Munis Mostly Static, With 'Pockets of Firmness’

The municipal market was mostly unchanged with a slightly firmer tone Friday.

“There are pockets of firmness out there, mostly in the intermediate range,” a trader in New York said. “We’re maybe a basis point or so better in spots, but on the whole it’s pretty much an unchanged day. There is some business getting done, but not a whole lot of movement out there.”

The Treasury market was mixed Friday. The yield on the benchmark 10-year note opened at 3.45% and finished at 3.43%. The yield on the two-year note opened at 0.81% and finished at 0.82%. The yield on the 30-year bond finished at 4.39%, after opening at 4.40%.

Friday’s Municipal Market Data triple-A scale yielded 2.95% in 10 years and 3.82% in 20 years, after levels of 2.96% and 3.82%, respectively, on Thursday. The scale yielded 4.26% in 30 years Friday, matching Thursday’s level of 4.26%.

As of Thursday’s close, the triple-A muni scale in 10 years was at 85.3% of comparable Treasuries, according to MMD, while 30-year munis were 96.8% of comparable Treasuries. Also, as of Thursday’s close, 30-year tax-exempt triple-A rated general obligation bonds were at 100.9% of the comparable London Interbank Offered Rate.
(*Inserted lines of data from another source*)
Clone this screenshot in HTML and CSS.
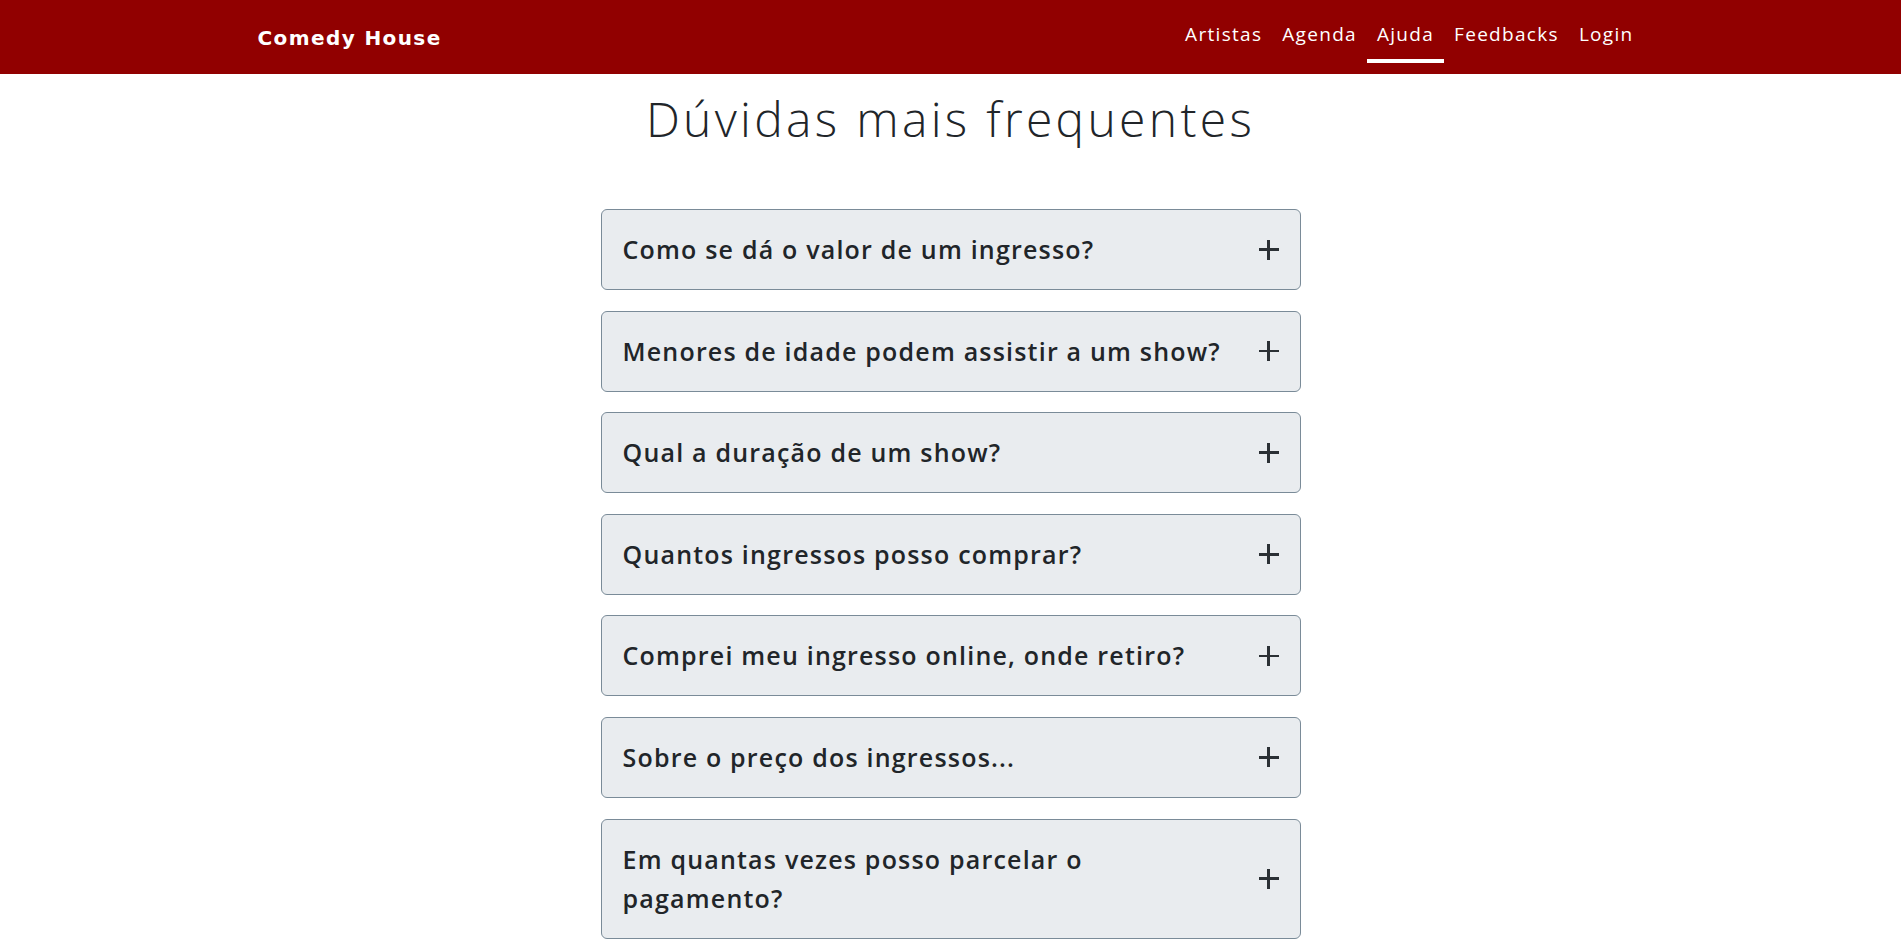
FILE: index.html
```html
<!DOCTYPE html>
<html lang="pt-BR">
<head>
<meta charset="utf-8">
<title>Comedy House - Ajuda</title>
<link rel="stylesheet" href="styles.css">
</head>
<body>
<header class="topbar">
  <div class="topbar-inner">
    <a class="brand" href="#">Comedy House</a>
    <nav class="nav">
      <a class="nav-link" href="#">Artistas</a>
      <a class="nav-link" href="#">Agenda</a>
      <a class="nav-link active" href="#">Ajuda</a>
      <a class="nav-link" href="#">Feedbacks</a>
      <a class="nav-link" href="#">Login</a>
    </nav>
  </div>
</header>
<main class="faq">
  <h1 class="faq-title">Dúvidas mais frequentes</h1>
  <div class="accordion">
    <div class="acc-item"><button class="acc-btn"><span class="acc-q">Como se dá o valor de um ingresso?</span><span class="plus"></span></button></div>
    <div class="acc-item"><button class="acc-btn"><span class="acc-q">Menores de idade podem assistir a um show?</span><span class="plus"></span></button></div>
    <div class="acc-item"><button class="acc-btn"><span class="acc-q">Qual a duração de um show?</span><span class="plus"></span></button></div>
    <div class="acc-item"><button class="acc-btn"><span class="acc-q">Quantos ingressos posso comprar?</span><span class="plus"></span></button></div>
    <div class="acc-item"><button class="acc-btn"><span class="acc-q">Comprei meu ingresso online, onde retiro?</span><span class="plus"></span></button></div>
    <div class="acc-item"><button class="acc-btn"><span class="acc-q">Sobre o preço dos ingressos...</span><span class="plus"></span></button></div>
    <div class="acc-item"><button class="acc-btn"><span class="acc-q">Em quantas vezes posso parcelar o pagamento?</span><span class="plus"></span></button></div>
  </div>
</main>
</body>
</html>
```
FILE: styles.css
```css
* { box-sizing: border-box; }
html, body { margin: 0; padding: 0; }
body {
  font-family: "Open Sans", "Liberation Sans", sans-serif;
  color: #212529;
  background: #fff;
}
.topbar {
  background: #910000;
  height: 74px;
}
.topbar-inner {
  width: 1386px;
  margin: 0 auto;
  height: 74px;
  display: flex;
  justify-content: space-between;
  align-items: center;
}
.brand {
  color: #fff;
  text-decoration: none;
  font-family: "DejaVu Sans", sans-serif;
  font-weight: bold;
  font-size: 20px;
  letter-spacing: 1.4px;
  margin-top: 2px;
}
.nav {
  display: flex;
  align-self: flex-start;
}
.nav-link {
  color: #fff;
  text-decoration: none;
  font-size: 19px;
  line-height: 28px;
  letter-spacing: 1.3px;
  padding: 20px 10px 11px;
  border-bottom: 4px solid transparent;
}
.nav-link.active { border-bottom-color: #fff; }
.faq {
  width: 700px;
  margin: 0 auto;
}
.faq-title {
  margin: 16px 0 61px;
  text-align: center;
  font-weight: 300;
  font-size: 48px;
  line-height: 58px;
  letter-spacing: 3.3px;
}
.acc-item {
  border: 1px solid #7a8b98;
  border-radius: 6px;
  background: #e9ecef;
  margin-bottom: 20.6px;
}
.acc-btn {
  width: 100%;
  display: flex;
  align-items: center;
  padding: 20px 21px;
  border: 0;
  background: transparent;
  font-family: inherit;
  color: #212529;
  text-align: left;
  cursor: pointer;
}
.acc-q {
  flex: 1;
  max-width: 612px;
  font-size: 25px;
  font-weight: 600;
  line-height: 39px;
  letter-spacing: 1.2px;
}
.plus {
  margin-left: auto;
  width: 20px;
  height: 20px;
  flex-shrink: 0;
  position: relative;
}
.plus::before, .plus::after {
  content: "";
  position: absolute;
  background: #2b3035;
}
.plus::before { left: 0; right: 0; top: 8.75px; height: 2.5px; }
.plus::after { top: 0; bottom: 0; left: 8.75px; width: 2.5px; }
```
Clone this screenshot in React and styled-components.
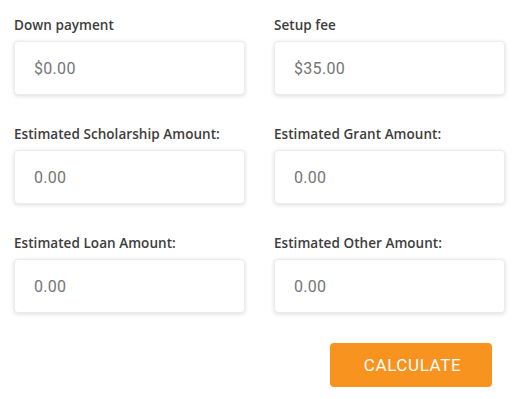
import React from 'react'
import styled, { createGlobalStyle } from 'styled-components'

const GlobalStyle = createGlobalStyle`
    body {
        margin: 0;
        background: #ffffff;
        font-family: Roboto, "Liberation Sans", sans-serif;
    }
`

const Form = styled.form`
    padding: 17px 7px 0 14px;
`

const Grid = styled.div`
    display: grid;
    grid-template-columns: 231px 231px;
    column-gap: 29px;
    row-gap: 31px;
`

const Field = styled.label`
    display: flex;
    flex-direction: column;
`

const Label = styled.span`
    font-family: "Open Sans", Roboto, sans-serif;
    font-size: 13.5px;
    font-weight: 600;
    line-height: 16px;
    letter-spacing: 0.05px;
    color: #3d3d3d;
    margin-bottom: 8px;
`

const Input = styled.input`
    box-sizing: border-box;
    height: 54px;
    width: 100%;
    padding: 0 19px;
    border: 1px solid #ececec;
    border-radius: 4px;
    box-shadow: 0 1px 4px rgba(0, 0, 0, 0.14);
    font-family: Roboto, "Liberation Sans", sans-serif;
    font-size: 16px;
    letter-spacing: 0.3px;
    color: #444;
    outline: none;

    ::placeholder {
        color: #adadad;
    }
`

const Actions = styled.div`
    display: flex;
    justify-content: flex-end;
    width: 478px;
    margin-top: 30px;
`

const Button = styled.button`
    width: 162px;
    height: 44px;
    border: none;
    border-radius: 4px;
    background-color: #f7931e;
    color: #ffffff;
    font-family: Roboto, "Liberation Sans", sans-serif;
    font-size: 17px;
    letter-spacing: 0.6px;
    padding: 0 0 0 3px;
    cursor: pointer;
`

const fields = [
    { label: 'Down payment', placeholder: '$0.00' },
    { label: 'Setup fee', placeholder: '$35.00' },
    { label: 'Estimated Scholarship Amount:', placeholder: '0.00' },
    { label: 'Estimated Grant Amount:', placeholder: '0.00' },
    { label: 'Estimated Loan Amount:', placeholder: '0.00' },
    { label: 'Estimated Other Amount:', placeholder: '0.00' },
]

function App() {
    return (
        <>
            <GlobalStyle />
            <Form onSubmit={e => e.preventDefault()}>
                <Grid>
                    {fields.map((f) => {
                        return (
                            <Field key={f.label}>
                                <Label>{f.label}</Label>
                                <Input type='text' placeholder={f.placeholder} />
                            </Field>
                        )
                    })}
                </Grid>
                <Actions>
                    <Button type='submit'>CALCULATE</Button>
                </Actions>
            </Form>
        </>
    )
}

export default App
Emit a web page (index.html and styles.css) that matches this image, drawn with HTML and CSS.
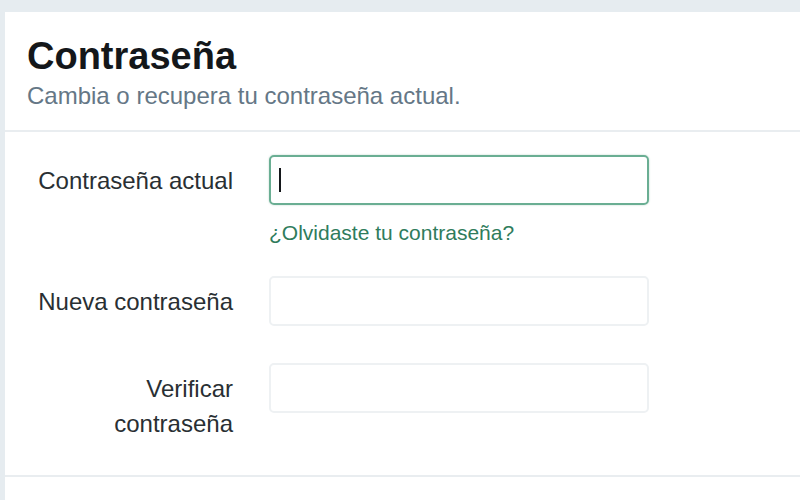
FILE: index.html
```html
<!DOCTYPE html>
<html lang="es">
<head>
<meta charset="utf-8">
<title>Contraseña</title>
<link rel="stylesheet" href="styles.css">
</head>
<body>
<div class="card">
  <header class="head">
    <h1 class="title">Contraseña</h1>
    <p class="subtitle">Cambia o recupera tu contraseña actual.</p>
  </header>
  <form class="form">
    <div class="row first">
      <label class="label" for="cur">Contraseña actual</label>
      <div class="field">
        <div class="input focus"><span class="caret"></span></div>
        <a class="link" href="#">¿Olvidaste tu contraseña?</a>
      </div>
    </div>
    <div class="row">
      <label class="label" for="new">Nueva contraseña</label>
      <div class="field"><div class="input"></div></div>
    </div>
    <div class="row">
      <label class="label" for="ver">Verificar<br>contraseña</label>
      <div class="field"><div class="input"></div></div>
    </div>
  </form>
  <div class="foot"></div>
</div>
</body>
</html>
```
FILE: styles.css
```css
html, body {
  margin: 0;
  padding: 0;
  height: 100%;
  overflow: hidden;
}
body {
  background: #e6ecf0;
  font-family: "Liberation Sans", Arial, sans-serif;
  color: #14171a;
  padding: 12px 0 0 5px;
  box-sizing: border-box;
}
.card {
  background: #fff;
  height: 100%;
}
.head {
  padding: 24px 22px 0 22px;
  height: 120px;
  box-sizing: border-box;
  border-bottom: 2px solid #e9edf0;
}
.title {
  margin: 0;
  font-size: 38px;
  font-weight: bold;
  line-height: 40px;
  color: #14171a;
}
.subtitle {
  margin: 5px 0 0 0;
  font-size: 24px;
  line-height: 30px;
  color: #657786;
}
.form {
  padding: 23px 0 0 0;
  border-bottom: 2px solid #e9edf0;
  height: 345px;
  box-sizing: border-box;
}
.row {
  display: flex;
  align-items: flex-start;
  gap: 36px;
  margin-bottom: 37px;
}
.row.first {
  margin-bottom: 29px;
}
.label {
  width: 228px;
  text-align: right;
  font-size: 24px;
  line-height: 35px;
  padding-top: 8px;
  color: #292f33;
}
.field {
  display: flex;
  flex-direction: column;
}
.input {
  width: 380px;
  height: 50px;
  box-sizing: border-box;
  border: 2px solid #eef1f3;
  border-radius: 5px;
  display: flex;
  align-items: center;
  padding-left: 8px;
}
.input.focus {
  border-color: #6aae93;
  box-shadow: 0 0 2px rgba(80, 150, 120, 0.4);
}
.caret {
  width: 2px;
  height: 24px;
  background: #14171a;
}
.link {
  margin-top: 14px;
  font-size: 21px;
  line-height: 28px;
  color: #2f7c5c;
  text-decoration: none;
}
```
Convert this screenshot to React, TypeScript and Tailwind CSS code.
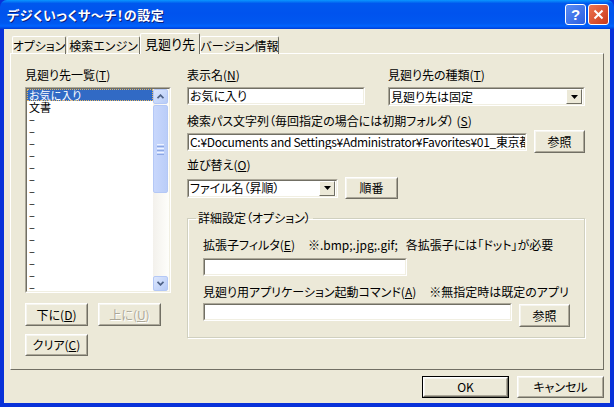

Trades reported by the Municipal Securities Rulemaking Board Friday were unchanged to slightly firmer. Bonds from an interdealer trade of Puerto Rico 5.25s of 2026 yielded 5.63%, even with where they traded Thursday.

A dealer sold to a customer New Jersey Economic Development Authority 5.5s of 2024 at 4.23%, one basis point lower than where they were sold Thursday.

Bonds from an interdealer trade of taxable North Texas Municipal Water District Build America 6s of 2029 yielded 6.00%, even with where they were sold Thursday. Bonds from an interdealer trade of Massachusetts 5.25s of 2022 yielded 3.52%, one basis  point lower than where they traded Thursday.

Connecticut Treasurer Denise Nappier announced Friday that the state’s $1 billion general obligation bond issue from earlier this week, consisting mostly of economic recovery notes, will save the state $40 million over the next five years beginning in 2012.  Due to greater-than-expected retail and institutional investor demand, the state increased the size of the bond transaction from $600 million to $1.08 billion.

“Investors’ reaction to our sale was more than we had expected,” Nappier said in a press release.